Ma il nostro governo e la nostra stampa sembrano risvegliarsi da un colpevole torpore e scoprono quel che era noto da mesi: lo Stato Islamico ha assorbito gruppi qaedisti e salafiti e punta alla creazione di un califfato in quello che era lo scatolone di sabbia di Mussolini, e questo nonostante che l’Onu avesse già avvertito che nel corso del 2014, dei civili sono stati vittime di tiri di artiglieria e di attacchi aerei», spesso ad opera di aerei senza insegne ma che tutti immaginano come egiziani e sauditi, mentre il Qatar appoggerebbe le milizie salafite. In, Libia secondo il rapporto Unhchr, «gli omicidi e le esecuzioni sommarie, compresi gli assassinii mirati, sono moneta corrente. Dei video che mostrano un certo numero di decapitazioni a Bengasi e a Derna hanno fatto la loro comparsa a novembre».
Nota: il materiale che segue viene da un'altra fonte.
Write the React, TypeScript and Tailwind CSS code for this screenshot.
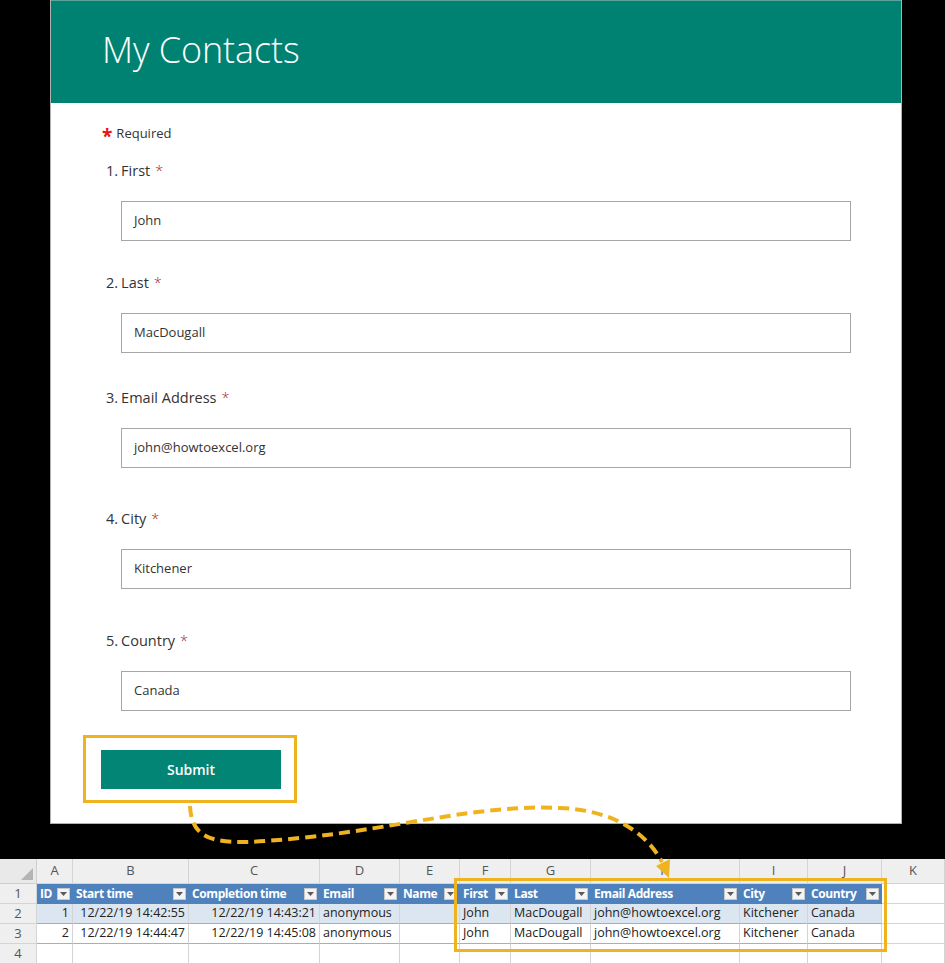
import React from "react";

const FORM_FONT = { fontFamily: '"Open Sans", "Noto Sans", sans-serif' };
const XL_FONT = { fontFamily: '"Open Sans", "Noto Sans", sans-serif' };

const questions = [
  { n: "1.", label: "First", value: "John", mt: "mt-[16px]" },
  { n: "2.", label: "Last", value: "MacDougall", mt: "mt-[30px]" },
  { n: "3.", label: "Email Address", value: "john@howtoexcel.org", mt: "mt-[33px]" },
  { n: "4.", label: "City", value: "Kitchener", mt: "mt-[39px]" },
  { n: "5.", label: "Country", value: "Canada", mt: "mt-[40px]" },
];

const letters = ["A", "B", "C", "D", "E", "F", "G", "H", "I", "J", "K"];
const headers = ["ID", "Start time", "Completion time", "Email", "Name", "First", "Last", "Email Address", "City", "Country"];
const rows = [
  ["1", "12/22/19 14:42:55", "12/22/19 14:43:21", "anonymous", "", "John", "MacDougall", "john@howtoexcel.org", "Kitchener", "Canada"],
  ["2", "12/22/19 14:44:47", "12/22/19 14:45:08", "anonymous", "", "John", "MacDougall", "john@howtoexcel.org", "Kitchener", "Canada"],
];
const rightAligned = [true, true, true, false, false, false, false, false, false, false];

function DropDown() {
  return (
    <span className="ml-auto mr-[3px] flex h-[12px] w-[13px] shrink-0 items-center justify-center bg-[#f4f4f4] border border-[#c8c8c8]">
      <svg width="7" height="4" viewBox="0 0 7 4">
        <polygon points="0,0 7,0 3.5,4" fill="#5a5a5a" />
      </svg>
    </span>
  );
}

export default function App() {
  return (
    <div className="relative w-[945px] h-[963px] overflow-hidden bg-black">
      {/* Form panel */}
      <div className="ml-[50px] w-[852px] h-[824px] bg-white border-x border-b border-[#b0b0b0]" style={FORM_FONT}>
        <div className="h-[103px] bg-[#008272] border-t border-[#5aa59b] pl-[51px] pt-[25px]">
          <h1 className="text-[36px] leading-[48px] font-light text-white tracking-[-0.1px]">My Contacts</h1>
        </div>
        <div className="pl-[51px] pt-[22px]">
          <div className="flex items-center h-[18px] text-[13px] text-[#333]">
            <span className="text-[#e81123] text-[19px] font-bold mr-[4px] leading-none pt-[5px]">*</span>
            <span>Required</span>
          </div>
          {questions.map((q) => (
            <div key={q.n} className={q.mt}>
              <div className="pl-[4px] h-[24px] flex items-center text-[14.5px] text-[#333]">
                <span>{q.n}</span>
                <span className="ml-[3px]">{q.label}</span>
                <span className="ml-[5px] text-[#a4262c] font-light">*</span>
              </div>
              <div className="mt-[18px] ml-[19px] w-[730px] h-[40px] border border-[#a6a6a6] flex items-center pl-[12px] text-[13px] text-[#333]">
                {q.value}
              </div>
            </div>
          ))}
          <div className="mt-[24px] ml-[-19px] w-[214px] h-[68px] border-[3px] border-[#efb320] pt-[12px] pl-[15px]">
            <div className="w-[180px] h-[39px] bg-[#038575] flex items-center justify-center text-white text-[14px] font-semibold">
              Submit
            </div>
          </div>
        </div>
      </div>

      {/* Excel grid */}
      <div
        className="mt-[35px] grid grid-cols-[37px_36px_116px_131px_80px_60px_51px_80px_149px_68px_74px_63px] grid-rows-[25px_20px_20px_20px_20px] bg-white text-[12.5px] text-[#222]"
        style={XL_FONT}
      >
        {/* column header row */}
        <div className="bg-[#e9e9e9] border-r border-b border-[#cfcfcf] flex items-end justify-end p-[3px]">
          <svg width="12" height="12" viewBox="0 0 12 12">
            <polygon points="12,0 12,12 0,12" fill="#b4b4b4" />
          </svg>
        </div>
        {letters.map((l) => (
          <div key={l} className="bg-[#efefef] border-r border-b border-[#d4d4d4] flex items-center justify-center text-[13px] text-[#555]">
            {l}
          </div>
        ))}

        {/* row 1: table header */}
        <div className="bg-[#efefef] border-r border-b border-[#d4d4d4] flex items-center justify-center text-[13px] text-[#555]">1</div>
        {headers.map((h) => (
          <div key={h} className="bg-[#4f81bd] flex items-center pl-[3px] text-white font-bold text-[12px] tracking-[-0.4px] whitespace-nowrap overflow-hidden">
            <span>{h}</span>
            <DropDown />
          </div>
        ))}
        <div className="bg-white border-r border-b border-[#d4d4d4]" />

        {/* data rows */}
        {rows.map((r, ri) => (
          <React.Fragment key={ri}>
            <div className="bg-[#efefef] border-r border-b border-[#d4d4d4] flex items-center justify-center text-[13px] text-[#555]">
              {ri + 2}
            </div>
            {r.map((v, ci) => (
              <div
                key={ci}
                className={
                  (ri === 0 ? "bg-[#dce6f1] " : "bg-white ") +
                  "border-r border-r-[#d4d4d4] border-b border-b-[#95b3d7] flex items-center whitespace-nowrap overflow-visible " +
                  (rightAligned[ci] ? "justify-end pr-[3px]" : "pl-[3px]")
                }
              >
                {v}
              </div>
            ))}
            <div className="bg-white border-r border-b border-[#d4d4d4]" />
          </React.Fragment>
        ))}

        {/* row 4 */}
        <div className="bg-[#efefef] border-r border-[#d4d4d4] flex items-center justify-center text-[13px] text-[#555]">4</div>
        {letters.map((l) => (
          <div key={"r4" + l} className="bg-white border-r border-[#d4d4d4]" />
        ))}
      </div>

      {/* Orange highlight over the spreadsheet */}
      <div className="absolute left-[454px] top-[878px] w-[433px] h-[74px] border-[3px] border-[#efb320] pointer-events-none" />

      {/* Dashed connector arrow */}
      <svg className="absolute left-0 top-0 pointer-events-none" width="945" height="963" viewBox="0 0 945 963">
        <path
          d="M190 806 C192 845, 220 846, 300 838 C400 828, 480 804, 560 808 C612 810, 646 832, 662 862"
          fill="none"
          stroke="#efb320"
          strokeWidth="4"
          strokeDasharray="11 6"
        />
        <polygon points="669,878 656,866 670,859" fill="#efb320" />
      </svg>
    </div>
  );
}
Le milizie islamiste o lealiste hanno attaccato e danneggiato scuole, ospedali, aeroporti, infrastrutture pubbliche, oleodotti, gasdotti e porti, e molte scuole ed edifici pubblici sono stati trasformati in caserme. A soffrire più di tutti sono i bambini, e alcuni di loro cercano la salvezza sui barconi verso Lampedusa sui quali spesso trovano la morte; chi resta in Libia vive un presente terribile, senza scuola, mentre aumenta il numero di minori feriti e mutilati negli attacchi contro case, scuole e ospedali.
A differenza del populismo irresponsabile di un Salvini che pur di dare addosso ai migranti si immagina terroristi che sfidano il mare forza 10 per infiltrarsi in Italia su malmessi barconi, facendo finta di non vedere il risultato della guerra del tradimento berlusconiano al suo amico Gheddafi (è la stessa Lega che non aveva niente da dire sul baciamano al dittatore e sulla tenda beduina con amazzoni e hostess convertite all’Islam nel centro di Roma), Prodi sa che «i terroristi sono organizzati, altro che barconi» e che non servono proclami bellicosi ma che «occorre senza dubbio uno sforzo per produrre un minimo risultato nel tentativo di fare sedere tutti gli interlocutori al tavolo e impegnare in un lavoro comune Egitto e Algeria. Non c’è altra via che non produca una situazione ancora più catastrofica di quella attuale».